**AIM OF THE TASK:** Reproduce the listing below exactly. Pictures do not belong in the copy.

#### SOURCE DATA ####

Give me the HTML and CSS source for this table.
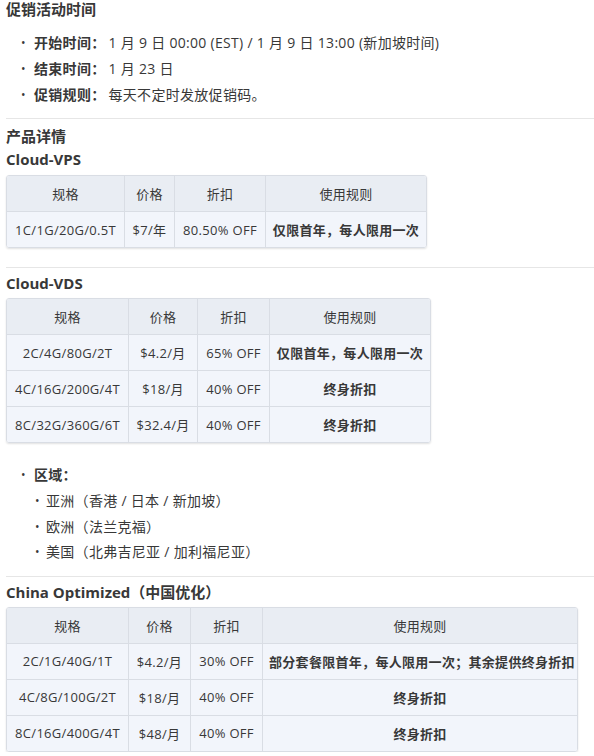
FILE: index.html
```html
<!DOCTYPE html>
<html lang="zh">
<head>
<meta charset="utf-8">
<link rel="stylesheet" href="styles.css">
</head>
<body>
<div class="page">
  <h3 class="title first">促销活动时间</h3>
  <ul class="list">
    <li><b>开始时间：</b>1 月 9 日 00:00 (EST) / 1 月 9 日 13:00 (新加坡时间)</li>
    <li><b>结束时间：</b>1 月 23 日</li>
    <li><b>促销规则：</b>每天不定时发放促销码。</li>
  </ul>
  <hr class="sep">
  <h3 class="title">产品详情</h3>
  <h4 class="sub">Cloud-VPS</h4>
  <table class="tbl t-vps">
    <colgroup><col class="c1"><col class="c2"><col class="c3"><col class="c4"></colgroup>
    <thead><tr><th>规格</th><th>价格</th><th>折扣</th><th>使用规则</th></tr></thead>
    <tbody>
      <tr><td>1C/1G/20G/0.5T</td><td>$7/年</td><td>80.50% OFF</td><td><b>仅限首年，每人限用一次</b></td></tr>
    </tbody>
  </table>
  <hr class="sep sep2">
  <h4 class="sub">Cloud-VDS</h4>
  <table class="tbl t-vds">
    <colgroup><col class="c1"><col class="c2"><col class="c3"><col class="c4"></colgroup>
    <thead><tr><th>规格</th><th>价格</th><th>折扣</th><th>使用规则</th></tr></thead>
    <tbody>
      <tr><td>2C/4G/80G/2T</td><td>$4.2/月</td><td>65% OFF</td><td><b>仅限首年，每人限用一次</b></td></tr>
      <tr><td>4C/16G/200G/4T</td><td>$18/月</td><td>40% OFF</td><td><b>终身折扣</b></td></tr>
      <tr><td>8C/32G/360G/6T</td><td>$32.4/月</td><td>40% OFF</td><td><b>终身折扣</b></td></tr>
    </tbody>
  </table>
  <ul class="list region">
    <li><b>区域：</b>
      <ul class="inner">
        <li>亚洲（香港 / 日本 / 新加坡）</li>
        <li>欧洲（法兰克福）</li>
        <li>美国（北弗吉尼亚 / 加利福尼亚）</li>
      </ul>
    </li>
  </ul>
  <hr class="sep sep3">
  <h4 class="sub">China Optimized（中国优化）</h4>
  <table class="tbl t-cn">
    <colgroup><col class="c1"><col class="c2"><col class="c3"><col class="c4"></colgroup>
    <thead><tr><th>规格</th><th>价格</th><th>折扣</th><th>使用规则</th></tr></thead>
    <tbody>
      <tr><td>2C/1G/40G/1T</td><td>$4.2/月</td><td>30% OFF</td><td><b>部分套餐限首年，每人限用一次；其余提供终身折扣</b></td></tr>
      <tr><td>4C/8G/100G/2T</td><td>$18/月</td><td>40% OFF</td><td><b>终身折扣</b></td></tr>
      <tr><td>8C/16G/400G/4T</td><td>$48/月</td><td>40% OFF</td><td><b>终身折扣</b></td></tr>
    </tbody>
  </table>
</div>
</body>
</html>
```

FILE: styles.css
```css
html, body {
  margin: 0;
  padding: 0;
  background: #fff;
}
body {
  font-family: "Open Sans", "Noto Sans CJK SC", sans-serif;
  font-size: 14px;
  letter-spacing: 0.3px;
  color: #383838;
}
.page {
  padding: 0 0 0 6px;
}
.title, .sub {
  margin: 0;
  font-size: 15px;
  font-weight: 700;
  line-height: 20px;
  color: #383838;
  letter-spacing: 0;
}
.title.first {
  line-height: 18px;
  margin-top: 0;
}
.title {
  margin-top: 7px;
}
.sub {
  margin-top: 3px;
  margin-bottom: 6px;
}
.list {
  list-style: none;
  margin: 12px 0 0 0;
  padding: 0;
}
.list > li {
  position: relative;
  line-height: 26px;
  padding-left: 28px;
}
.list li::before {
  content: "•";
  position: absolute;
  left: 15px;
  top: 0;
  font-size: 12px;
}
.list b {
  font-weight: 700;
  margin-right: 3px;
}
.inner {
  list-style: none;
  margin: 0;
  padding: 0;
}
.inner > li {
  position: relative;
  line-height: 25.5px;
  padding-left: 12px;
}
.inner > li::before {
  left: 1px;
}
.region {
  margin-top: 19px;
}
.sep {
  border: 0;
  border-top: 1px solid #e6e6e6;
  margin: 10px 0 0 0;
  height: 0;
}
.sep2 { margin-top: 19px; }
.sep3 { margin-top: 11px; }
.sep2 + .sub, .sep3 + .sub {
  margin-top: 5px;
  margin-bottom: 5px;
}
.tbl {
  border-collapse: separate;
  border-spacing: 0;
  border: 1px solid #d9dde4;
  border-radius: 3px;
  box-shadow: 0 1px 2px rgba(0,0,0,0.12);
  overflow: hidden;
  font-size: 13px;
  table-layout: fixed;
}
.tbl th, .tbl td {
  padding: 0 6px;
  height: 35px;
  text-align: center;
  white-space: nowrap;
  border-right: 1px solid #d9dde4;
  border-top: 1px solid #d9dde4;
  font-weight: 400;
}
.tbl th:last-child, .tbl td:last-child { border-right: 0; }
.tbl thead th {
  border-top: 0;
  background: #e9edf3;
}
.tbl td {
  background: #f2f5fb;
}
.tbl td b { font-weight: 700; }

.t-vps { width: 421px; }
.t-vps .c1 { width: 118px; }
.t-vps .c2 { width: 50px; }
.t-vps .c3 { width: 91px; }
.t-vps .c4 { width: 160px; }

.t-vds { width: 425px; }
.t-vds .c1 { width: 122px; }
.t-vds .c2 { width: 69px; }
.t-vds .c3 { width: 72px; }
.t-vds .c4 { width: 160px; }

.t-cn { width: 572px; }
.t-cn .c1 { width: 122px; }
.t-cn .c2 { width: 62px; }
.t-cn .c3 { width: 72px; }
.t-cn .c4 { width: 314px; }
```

####

**TASK SOLUTION:**
Give me the HTML and CSS source for this table.
FILE: index.html
```html
<!DOCTYPE html>
<html lang="zh">
<head>
<meta charset="utf-8">
<link rel="stylesheet" href="styles.css">
</head>
<body>
<div class="page">
  <h3 class="title first">促销活动时间</h3>
  <ul class="list">
    <li><b>开始时间：</b>1 月 9 日 00:00 (EST) / 1 月 9 日 13:00 (新加坡时间)</li>
    <li><b>结束时间：</b>1 月 23 日</li>
    <li><b>促销规则：</b>每天不定时发放促销码。</li>
  </ul>
  <hr class="sep">
  <h3 class="title">产品详情</h3>
  <h4 class="sub">Cloud-VPS</h4>
  <table class="tbl t-vps">
    <colgroup><col class="c1"><col class="c2"><col class="c3"><col class="c4"></colgroup>
    <thead><tr><th>规格</th><th>价格</th><th>折扣</th><th>使用规则</th></tr></thead>
    <tbody>
      <tr><td>1C/1G/20G/0.5T</td><td>$7/年</td><td>80.50% OFF</td><td><b>仅限首年，每人限用一次</b></td></tr>
    </tbody>
  </table>
  <hr class="sep sep2">
  <h4 class="sub">Cloud-VDS</h4>
  <table class="tbl t-vds">
    <colgroup><col class="c1"><col class="c2"><col class="c3"><col class="c4"></colgroup>
    <thead><tr><th>规格</th><th>价格</th><th>折扣</th><th>使用规则</th></tr></thead>
    <tbody>
      <tr><td>2C/4G/80G/2T</td><td>$4.2/月</td><td>65% OFF</td><td><b>仅限首年，每人限用一次</b></td></tr>
      <tr><td>4C/16G/200G/4T</td><td>$18/月</td><td>40% OFF</td><td><b>终身折扣</b></td></tr>
      <tr><td>8C/32G/360G/6T</td><td>$32.4/月</td><td>40% OFF</td><td><b>终身折扣</b></td></tr>
    </tbody>
  </table>
  <ul class="list region">
    <li><b>区域：</b>
      <ul class="inner">
        <li>亚洲（香港 / 日本 / 新加坡）</li>
        <li>欧洲（法兰克福）</li>
        <li>美国（北弗吉尼亚 / 加利福尼亚）</li>
      </ul>
    </li>
  </ul>
  <hr class="sep sep3">
  <h4 class="sub">China Optimized（中国优化）</h4>
  <table class="tbl t-cn">
    <colgroup><col class="c1"><col class="c2"><col class="c3"><col class="c4"></colgroup>
    <thead><tr><th>规格</th><th>价格</th><th>折扣</th><th>使用规则</th></tr></thead>
    <tbody>
      <tr><td>2C/1G/40G/1T</td><td>$4.2/月</td><td>30% OFF</td><td><b>部分套餐限首年，每人限用一次；其余提供终身折扣</b></td></tr>
      <tr><td>4C/8G/100G/2T</td><td>$18/月</td><td>40% OFF</td><td><b>终身折扣</b></td></tr>
      <tr><td>8C/16G/400G/4T</td><td>$48/月</td><td>40% OFF</td><td><b>终身折扣</b></td></tr>
    </tbody>
  </table>
</div>
</body>
</html>
```

FILE: styles.css
```css
html, body {
  margin: 0;
  padding: 0;
  background: #fff;
}
body {
  font-family: "Open Sans", "Noto Sans CJK SC", sans-serif;
  font-size: 14px;
  letter-spacing: 0.3px;
  color: #383838;
}
.page {
  padding: 0 0 0 6px;
}
.title, .sub {
  margin: 0;
  font-size: 15px;
  font-weight: 700;
  line-height: 20px;
  color: #383838;
  letter-spacing: 0;
}
.title.first {
  line-height: 18px;
  margin-top: 0;
}
.title {
  margin-top: 7px;
}
.sub {
  margin-top: 3px;
  margin-bottom: 6px;
}
.list {
  list-style: none;
  margin: 12px 0 0 0;
  padding: 0;
}
.list > li {
  position: relative;
  line-height: 26px;
  padding-left: 28px;
}
.list li::before {
  content: "•";
  position: absolute;
  left: 15px;
  top: 0;
  font-size: 12px;
}
.list b {
  font-weight: 700;
  margin-right: 3px;
}
.inner {
  list-style: none;
  margin: 0;
  padding: 0;
}
.inner > li {
  position: relative;
  line-height: 25.5px;
  padding-left: 12px;
}
.inner > li::before {
  left: 1px;
}
.region {
  margin-top: 19px;
}
.sep {
  border: 0;
  border-top: 1px solid #e6e6e6;
  margin: 10px 0 0 0;
  height: 0;
}
.sep2 { margin-top: 19px; }
.sep3 { margin-top: 11px; }
.sep2 + .sub, .sep3 + .sub {
  margin-top: 5px;
  margin-bottom: 5px;
}
.tbl {
  border-collapse: separate;
  border-spacing: 0;
  border: 1px solid #d9dde4;
  border-radius: 3px;
  box-shadow: 0 1px 2px rgba(0,0,0,0.12);
  overflow: hidden;
  font-size: 13px;
  table-layout: fixed;
}
.tbl th, .tbl td {
  padding: 0 6px;
  height: 35px;
  text-align: center;
  white-space: nowrap;
  border-right: 1px solid #d9dde4;
  border-top: 1px solid #d9dde4;
  font-weight: 400;
}
.tbl th:last-child, .tbl td:last-child { border-right: 0; }
.tbl thead th {
  border-top: 0;
  background: #e9edf3;
}
.tbl td {
  background: #f2f5fb;
}
.tbl td b { font-weight: 700; }

.t-vps { width: 421px; }
.t-vps .c1 { width: 118px; }
.t-vps .c2 { width: 50px; }
.t-vps .c3 { width: 91px; }
.t-vps .c4 { width: 160px; }

.t-vds { width: 425px; }
.t-vds .c1 { width: 122px; }
.t-vds .c2 { width: 69px; }
.t-vds .c3 { width: 72px; }
.t-vds .c4 { width: 160px; }

.t-cn { width: 572px; }
.t-cn .c1 { width: 122px; }
.t-cn .c2 { width: 62px; }
.t-cn .c3 { width: 72px; }
.t-cn .c4 { width: 314px; }
```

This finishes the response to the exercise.